Systalyze: open-source GPU monitor exposing the 100% utilization lie

2 min read
gpu-monitoringcudallm-inferenceperformance-optimizationnvidiaobservabilityopen-source
View as Markdown
Originally from systalyze.com
View source

My notes

Summary

Standard GPU utilization metrics (nvidia-smi, nvtop, cloud dashboards) only show whether the GPU is doing anything, not how hard it is actually working. Real arithmetic throughput can be 1-7% while dashboards read 100%, driving massive over-purchasing of GPU capacity. Systalyze open-sourced Utilyze (Apache 2.0), a near-zero-overhead tool that measures true Compute SOL % and Memory SOL % via hardware counters in real time.

Key Insight

  • The “100% GPU” lie is industry-wide. nvidia-smi, nvtop, Weights & Biases, CloudWatch, GCP Monitoring, and Azure Monitor all surface the same misleading metric. It tracks “is anything running” not “how much arithmetic is happening”.
  • Even DCGM’s “SM Active” is broken.
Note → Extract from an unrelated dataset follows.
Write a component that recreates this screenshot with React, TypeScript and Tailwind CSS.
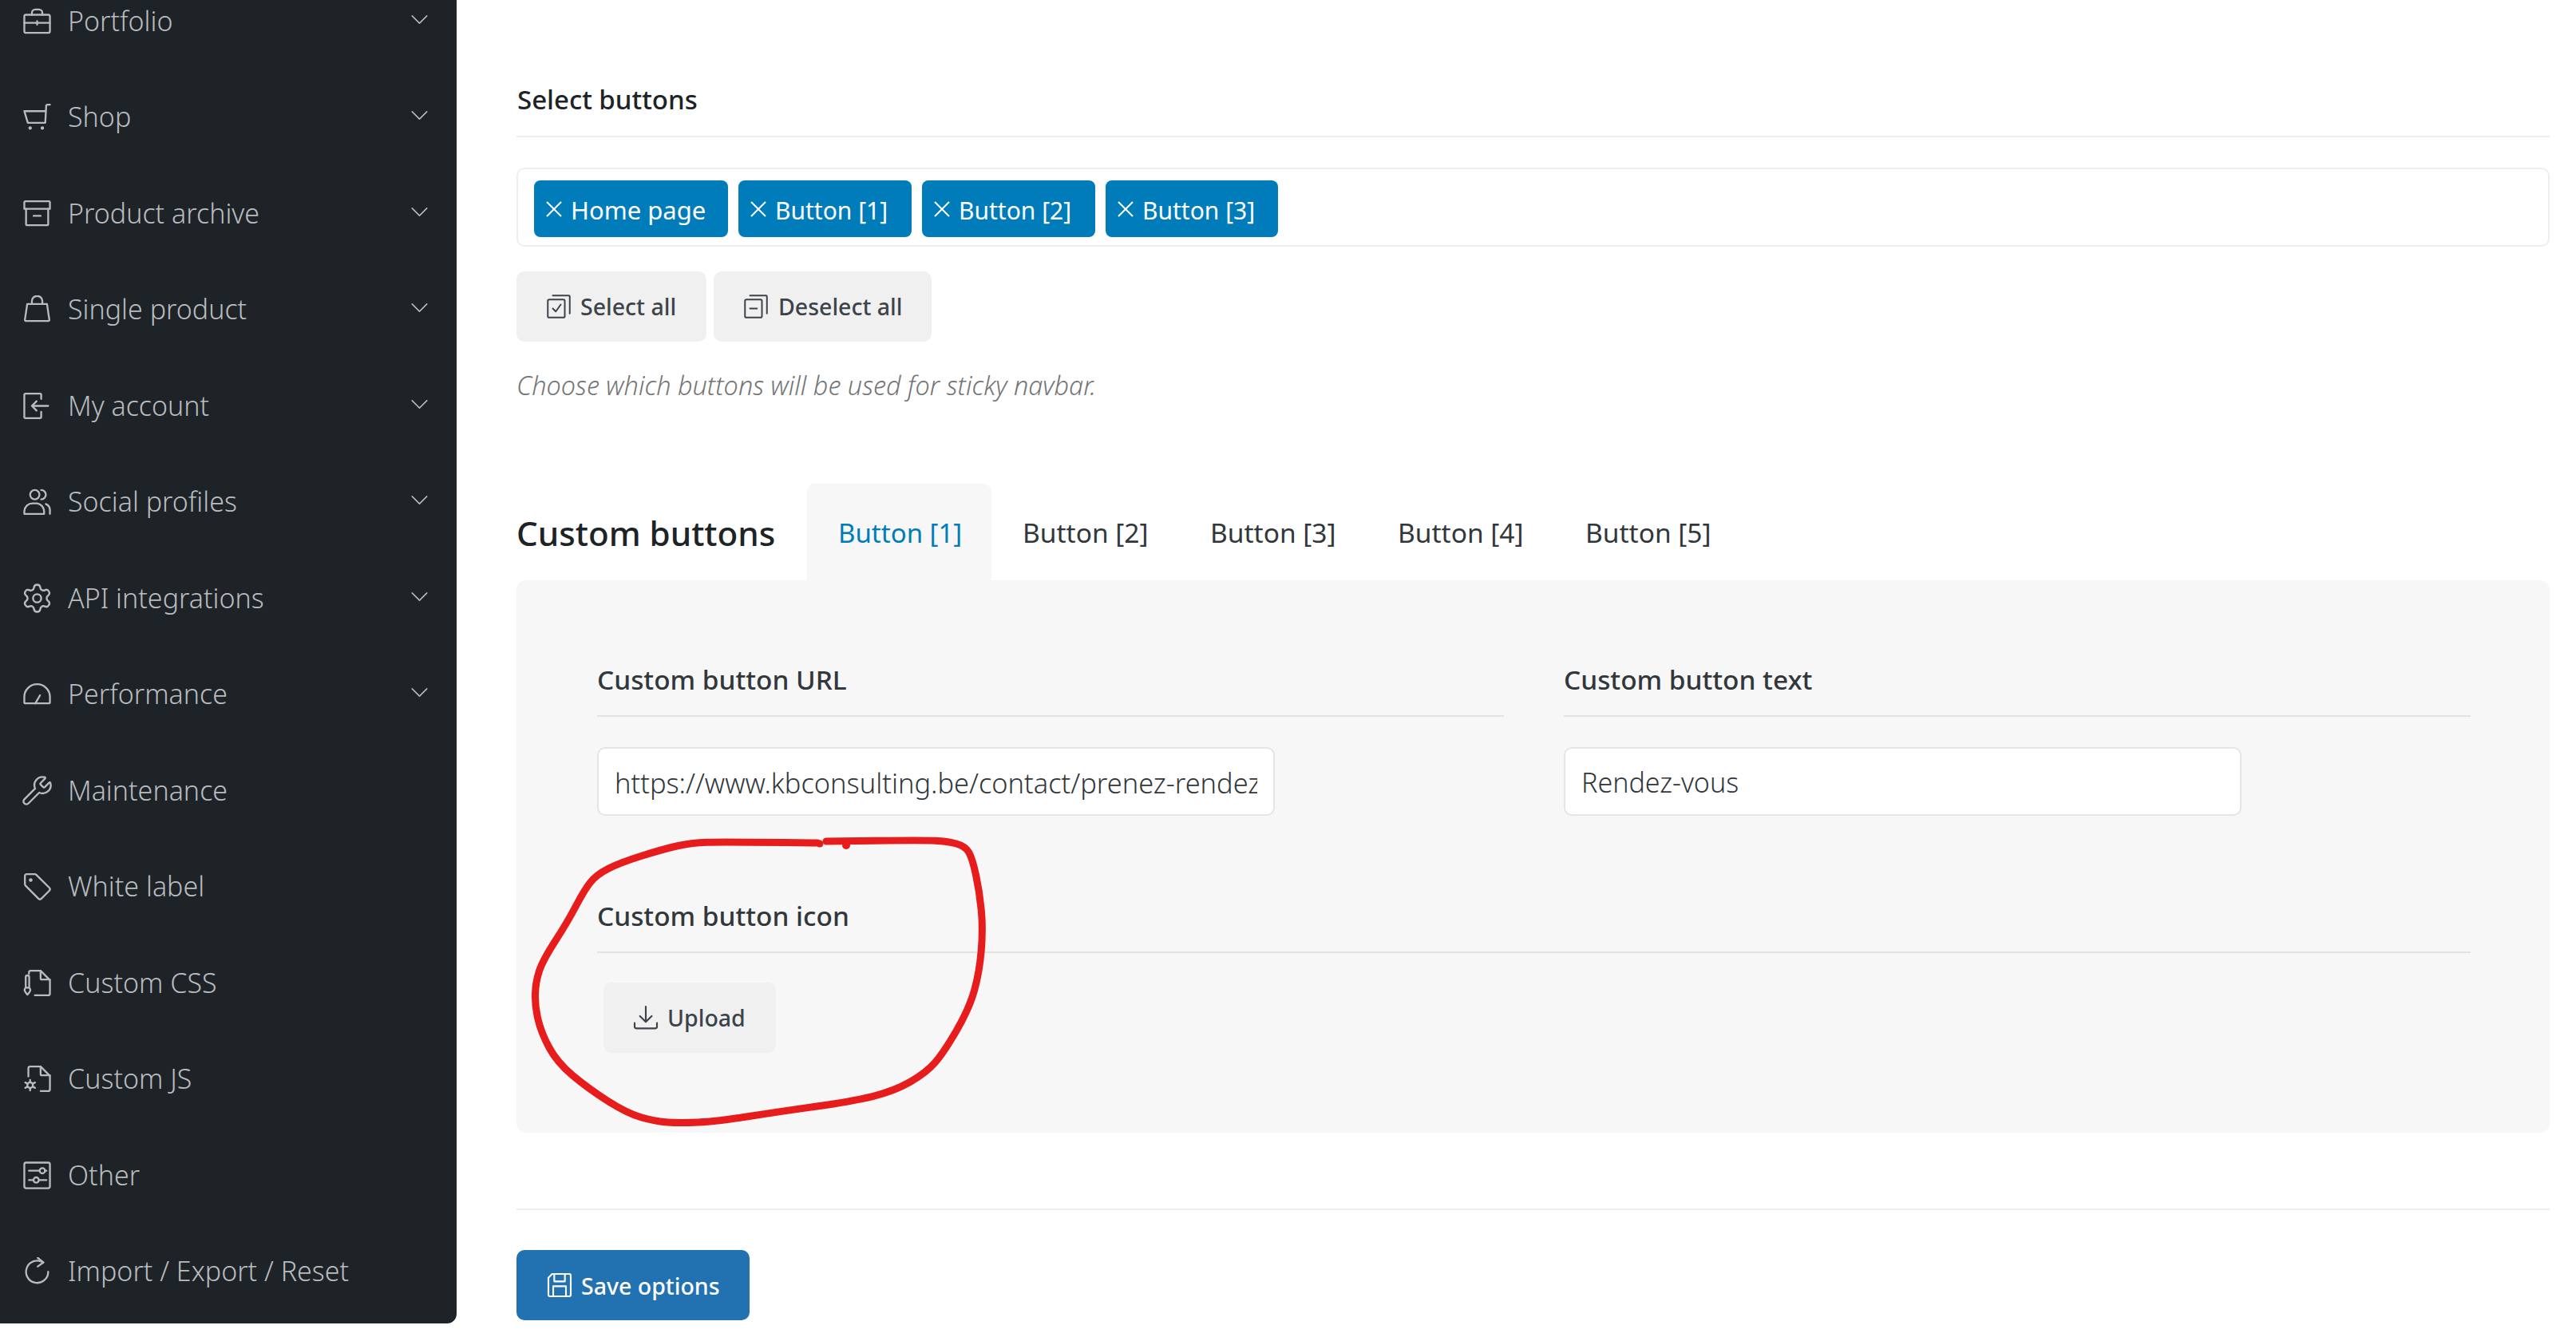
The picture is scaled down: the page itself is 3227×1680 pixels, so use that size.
import React from "react";
import { ChevronDown, Settings, Wrench } from "lucide-react";

const Ic = ({ children, size = 35, className = "" }: { children: React.ReactNode; size?: number; className?: string }) => (
  <svg
    viewBox="0 0 24 24"
    width={size}
    height={size}
    fill="none"
    stroke="currentColor"
    strokeWidth={1.6}
    strokeLinecap="round"
    strokeLinejoin="round"
    className={`shrink-0 ${className}`}
  >
    {children}
  </svg>
);

const menu: { label: string; chevron: boolean; icon: React.ReactNode }[] = [
  {
    label: "Portfolio",
    chevron: true,
    icon: (
      <Ic>
        <rect x="1" y="6.5" width="22" height="15.5" rx="1.5" />
        <path d="M7.5 6.5V5a3 3 0 0 1 3-3h3a3 3 0 0 1 3 3v1.5M1 13.5h22M12 12v3" />
      </Ic>
    ),
  },
  {
    label: "Shop",
    chevron: true,
    icon: (
      <Ic>
        <path d="M23 1.5h-2.2a1 1 0 0 0-1 1L19 17H4L1 7h18.6" />
        <circle cx="6" cy="21.5" r=".7" />
        <circle cx="16.5" cy="21.5" r=".7" />
      </Ic>
    ),
  },
  {
    label: "Product archive",
    chevron: true,
    icon: (
      <Ic>
        <path d="M1 8V2.5a1 1 0 0 1 1-1h20a1 1 0 0 1 1 1V8z" />
        <path d="M2.5 8v13a1 1 0 0 0 1 1h17a1 1 0 0 0 1-1V8M9 14h6" />
      </Ic>
    ),
  },
  {
    label: "Single product",
    chevron: true,
    icon: (
      <Ic>
        <path d="M7.5 7.5V5a4.5 4.5 0 0 1 9 0v2.5" />
        <path d="M3.5 7.5h17l2 13.5a.8.8 0 0 1-.8 1H2.3a.8.8 0 0 1-.8-1z" />
      </Ic>
    ),
  },
  {
    label: "My account",
    chevron: true,
    icon: (
      <Ic>
        <path d="M15.5 6V2.5a1 1 0 0 0-1-1H2a1 1 0 0 0-1 1v19a1 1 0 0 0 1 1h12.5a1 1 0 0 0 1-1V17" />
        <path d="M21.5 12H7.5M11.5 8l-4 4 4 4" />
      </Ic>
    ),
  },
  {
    label: "Social profiles",
    chevron: true,
    icon: (
      <Ic>
        <circle cx="10" cy="6" r="4" />
        <path d="M1 22.5V20a7 7 0 0 1 7-6.5h4a7 7 0 0 1 6 6.5v2.5zM15.5 2a4 4 0 0 1 0 8M19.5 14a6 6 0 0 1 3.5 6v2.5" />
      </Ic>
    ),
  },
  {
    label: "API integrations",
    chevron: true,
    icon: <Settings size={41} strokeWidth={1.4} className="shrink-0 -mx-[3px]" />,
  },
  {
    label: "Performance",
    chevron: true,
    icon: (
      <Ic>
        <path d="M2 20h20a1 1 0 0 0 1-1v-4.5a11 11 0 0 0-22 0V19a1 1 0 0 0 1 1z" />
        <path d="M10.5 20l4-7" />
      </Ic>
    ),
  },
  {
    label: "Maintenance",
    chevron: false,
    icon: <Wrench size={41} strokeWidth={1.4} className="shrink-0 -mx-[3px]" />,
  },
  {
    label: "White label",
    chevron: false,
    icon: (
      <Ic>
        <path d="M1.5 3v7a2 2 0 0 0 .6 1.4L13 22.4a2 2 0 0 0 2.8 0l6.6-6.6a2 2 0 0 0 0-2.8L11.4 2.1A2 2 0 0 0 10 1.5H3A1.5 1.5 0 0 0 1.5 3z" />
        <circle cx="6.5" cy="6.5" r=".8" />
      </Ic>
    ),
  },
  {
    label: "Custom CSS",
    chevron: false,
    icon: (
      <Ic>
        <path d="M5 4V3a1.5 1.5 0 0 1 1.5-1.5H15l8 8v11.5a1.5 1.5 0 0 1-1.5 1.5H10" />
        <path d="M15 1.5v6.5a1 1 0 0 0 1 1h7" />
        <path d="M2.2 7a1.5 1.5 0 0 1 3 0v9h-3zM2.2 16a2.6 2.6 0 0 0-.7 3c.4 1.2 1.4 2.2 2.2 3 .8-.8 1.8-1.8 2.2-3a2.6 2.6 0 0 0-.7-3" />
      </Ic>
    ),
  },
  {
    label: "Custom JS",
    chevron: false,
    icon: (
      <Ic>
        <path d="M4.5 10V3A1.5 1.5 0 0 1 6 1.5h9l8 8v11.5a1.5 1.5 0 0 1-1.5 1.5H15" />
        <path d="M15 1.5v6.5a1 1 0 0 0 1 1h7" />
        <circle cx="6" cy="17.5" r="2.4" />
        <path d="M6 13v2M6 20v2M1.8 15.2l2 1M8.2 18.8l2 1M1.8 19.8l2-1M8.2 16.2l2-1" />
      </Ic>
    ),
  },
  {
    label: "Other",
    chevron: false,
    icon: (
      <Ic>
        <rect x="1" y="1" width="22" height="22" rx="1.5" />
        <path d="M5 8h9M20 8h-1.5M5 16h4M13.5 16H20" />
        <circle cx="16.5" cy="8" r="2.3" />
        <circle cx="11.2" cy="16" r="2.3" />
      </Ic>
    ),
  },
  {
    label: "Import / Export / Reset",
    chevron: false,
    icon: (
      <Ic>
        <path d="M17 4.5a9.5 9.5 0 1 0 4.5 8" />
        <path d="M12.5 .5L17.5 4.5 12.5 8" />
      </Ic>
    ),
  },
];

const tabs = ["Button [2]", "Button [3]", "Button [4]", "Button [5]"];
const chips = [
  { text: "Home page", cls: "w-[243px] text-[31px]" },
  { text: "Button [1]", cls: "w-[217px] text-[30px]" },
  { text: "Button [2]", cls: "w-[217px] text-[30px]" },
  { text: "Button [3]", cls: "w-[216px] text-[30px]" },
];

// hand drawn ring, in page pixels
const ring: [number, number][] = [
  [1024, 1056], [906, 1054.5], [865, 1056], [830, 1064], [776, 1081], [747, 1096], [732, 1115],
  [711, 1155], [680, 1203], [671, 1230], [670, 1260], [678, 1294], [698, 1331], [736, 1363],
  [785, 1394.5], [821, 1405], [852, 1407], [897, 1405], [977, 1392.5], [1066, 1380], [1120, 1367],
  [1160, 1344], [1182, 1319], [1214, 1264], [1227, 1218], [1231.5, 1163], [1227, 1117], [1218, 1075],
  [1209, 1060], [1187, 1054], [1156, 1052.5], [1035, 1054],
];

const ringPath = () => {
  let d = `M${ring[0][0]} ${ring[0][1]}`;
  for (let i = 1; i < ring.length - 1; i++) {
    const mx = (ring[i][0] + ring[i + 1][0]) / 2;
    const my = (ring[i][1] + ring[i + 1][1]) / 2;
    d += ` Q${ring[i][0]} ${ring[i][1]} ${mx} ${my}`;
  }
  const last = ring[ring.length - 1];
  return `${d} L${last[0]} ${last[1]}`;
};

const FieldLabel = ({ text }: { text: string }) => (
  <div className="text-[33.4px] leading-[50px] font-medium text-[#32373c] pb-[20px] border-b-2 border-[#e2e2e2]">{text}</div>
);

const GreyButton = ({ icon, text, className = "" }: { icon: React.ReactNode; text: string; className?: string }) => (
  <div className={`h-[88px] flex items-center rounded-[10px] bg-[#f0f0f0] text-[#3c434a] text-[28.5px] font-medium ${className}`}>
    {icon}
    <span>{text}</span>
  </div>
);

const App = () => {
  return (
    <div className="relative w-[3227px] h-[1680px] overflow-hidden bg-white flex font-['Noto_Sans',sans-serif]">
      <aside className="w-[572px] h-[1658px] shrink-0 bg-[#1e2328] rounded-br-[12px] overflow-hidden">
        <nav className="-mt-[34px] pl-[29px] pr-[36px] text-[#b9bcbf] text-[34px]">
          {menu.map((item) => (
            <div key={item.label} className="h-[120.5px] flex items-center">
              {item.icon}
              <span className="ml-[21px] font-light flex-1">{item.label}</span>
              {item.chevron && <ChevronDown size={37} strokeWidth={1} className="-mt-[4px] -mr-[8px]" />}
            </div>
          ))}
        </nav>
      </aside>

      <main className="ml-[75px] w-[2547px] shrink-0 flex flex-col">
        <div className="pt-[100px] pb-[20px] pl-[1px] leading-[50px] text-[33px] font-medium text-[#1d2327] border-b-2 border-[#eeeeee]">
          Select buttons
        </div>

        <div className="mt-[38px] h-[99px] rounded-[10px] border-2 border-[#eeeeee] pl-[20px] pt-[14px] flex items-start gap-[13px]">
          {chips.map((c) => (
            <div key={c.text} className={`h-[71px] rounded-[8px] bg-[#007cba] text-white pl-[15px] flex items-center ${c.cls}`}>
              <svg viewBox="0 0 20 20" width="20" height="20" stroke="currentColor" strokeWidth="2" className="mr-[11px]">
                <path d="M1 1l18 18M19 1L1 19" />
              </svg>
              <span className="pt-[3px]">{c.text}</span>
            </div>
          ))}
        </div>

        <div className="mt-[31px] flex gap-[9px]">
          <GreyButton
            className="w-[238px] pl-[38px]"
            text="Select all"
            icon={
              <Ic size={30} className="mr-[12px]">
                <rect x="1" y="5" width="17" height="18" rx="1.5" />
                <path d="M6 1h16a1 1 0 0 1 1 1v17M6 14l3 3 5-7" />
              </Ic>
            }
          />
          <GreyButton
            className="w-[273px] pl-[38px]"
            text="Deselect all"
            icon={
              <Ic size={30} className="mr-[13px]">
                <rect x="1" y="5" width="17" height="18" rx="1.5" />
                <path d="M6 1h16a1 1 0 0 1 1 1v17M6 14h7" />
              </Ic>
            }
          />
        </div>

        <p className="mt-[34px] text-[32.4px] leading-[40px] italic font-light text-[#757575]">
          Choose which buttons will be used for sticky navbar.
        </p>

        <div className="mt-[104px] h-[121px] flex items-center">
          <h2 className="w-[364px] shrink-0 pt-[2px] text-[42.2px] font-medium text-[#1d2327]">Custom buttons</h2>
          <div className="h-full w-[231px] pl-[39px] pt-[2px] rounded-t-[10px] bg-[#f7f7f7] text-[#007cba] text-[33px] flex items-center">Button [1]</div>
          {tabs.map((t) => (
            <div key={t} className="h-full w-[235px] pl-[39px] pt-[2px] text-[#32373c] text-[33.5px] flex items-center">
              {t}
            </div>
          ))}
        </div>

        <section className="h-[692px] rounded-[12px] bg-[#f7f7f7] pt-[99px] pl-[101px] pr-[99px]">
          <div className="grid grid-cols-2 gap-x-[75px]">
            <div>
              <FieldLabel text="Custom button URL" />
              <input
                readOnly
                value="https://www.kbconsulting.be/contact/prenez-rendez-vous"
                className="mt-[38px] w-[849px] h-[86px] px-[20px] pt-[2px] bg-white border-2 border-[#e5e5e5] rounded-[10px] text-[34.4px] font-light text-[#32373c] outline-none"
              />
            </div>
            <div>
              <FieldLabel text="Custom button text" />
              <input
                readOnly
                value="Rendez-vous"
                className="mt-[38px] w-[849px] h-[86px] px-[20px] pt-[2px] bg-white border-2 border-[#e5e5e5] rounded-[10px] text-[34px] font-light text-[#32373c] outline-none"
              />
            </div>
          </div>
          <div className="mt-[100px]">
            <FieldLabel text="Custom button icon" />
            <GreyButton
              className="mt-[37px] ml-[8px] w-[216px] pl-[37px]"
              text="Upload"
              icon={
                <Ic size={32} className="mr-[11px]">
                  <path d="M12 1.5v14M6.5 10.5l5.5 5.5 5.5-5.5M1.5 17v3.5a1.5 1.5 0 0 0 1.5 1.5h18a1.5 1.5 0 0 0 1.5-1.5V17" />
                </Ic>
              }
            />
          </div>
        </section>

        <div className="mt-[95px] border-t-2 border-[#eeeeee]" />

        <div className="mt-[50px] w-[292px] h-[88px] pl-[38px] rounded-[10px] bg-[#2271b1] text-white text-[28.5px] font-medium flex items-center">
          <Ic size={32} className="mr-[11px]">
            <path d="M5 1.5h16a1.5 1.5 0 0 1 1.5 1.5v18a1.5 1.5 0 0 1-1.5 1.5H3A1.5 1.5 0 0 1 1.5 21V5z" />
            <path d="M7 1.5v7h10v-7M6 22.5V13h12v9.5" />
          </Ic>
          <span className="pt-[2px]">Save options</span>
        </div>
      </main>

      {/* red marker ring drawn over the upload field */}
      <svg className="absolute left-0 top-0 pointer-events-none" width="3227" height="1680" fill="none">
        <path d={ringPath()} stroke="#e71c1c" strokeWidth="9" strokeLinecap="round" strokeLinejoin="round" />
        <circle cx="1060" cy="1059" r="5" fill="#e71c1c" />
        <circle cx="1027" cy="1057" r="4.5" fill="#e71c1c" />
      </svg>
    </div>
  );
};

export default App;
Reads 99% on a memory-bound H200 workload whose true compute throughput is 6%. Warps resident on SMs can be waiting on memory, not computing, SM Active cannot tell the difference.
  • Real measured gaps in production:
    • LoRA fine-tune Llama-3.1-8B on 2x H200: nvidia-smi reads 80-100%, true Compute SOL is 1-7%. Optimizing brought it to 40-55%, a 6-8x throughput improvement.
    • Prefill-heavy Llama-3.1-8B inference (vLLM, 2x H200): 45% Compute SOL with 89% attainable, optimized to ~89% gave 40% token/sec increase (52,298 to 73,903 tokens/s).
    • gpt-oss-20b MoE full finetune on 4x H200: nvidia-smi 100%, true 3-15%. Optimized to 30-60%.
  • Two-number framework: Speed-of-Light (SOL). Every kernel is bound by either compute throughput or memory bandwidth. Compute SOL % = achieved FLOPs / peak FLOPs. Memory SOL % = achieved bandwidth / peak bandwidth. The higher of the two identifies the binding constraint.
  • 100% SOL is unreachable. Kernel launch overhead, memory hierarchy traversal, multi-GPU communication, MoE routing all set a structural ceiling below 100%. Utilyze estimates this as “Attainable SOL %”, the realistic upper bound for your specific model+hardware+parallelism combo. Gap between current and Attainable = optimization budget. Gap between Attainable and 100% = physics, can’t tune away.
  • Why no one had this before. Nsight Compute (ncu) replays each kernel many times to gather counters, 10-100x slowdown, unusable in prod. Nsight Systems (nsys) shows timeline but no throughput. Utilyze samples GPU performance counters via NVIDIA’s Nsight Perf SDK in rolling windows, negligible overhead, continuous measurement.
  • Strategic implication: “default configurations consistently leave 2-10x performance on the table” across deployments. Procurement decisions made on nvidia-smi data are systematically wrong. The vendor incentive to fix this is, as the Systalyze CEO puts it, “complicated”.
  • Decode-heavy LLM inference is memory-bound, not compute-bound. Each batch must reload model weights and the KV cache from HBM. Higher batch sizes amortize this, going from concurrency 2 to 1024 pushed Compute SOL to ~46%.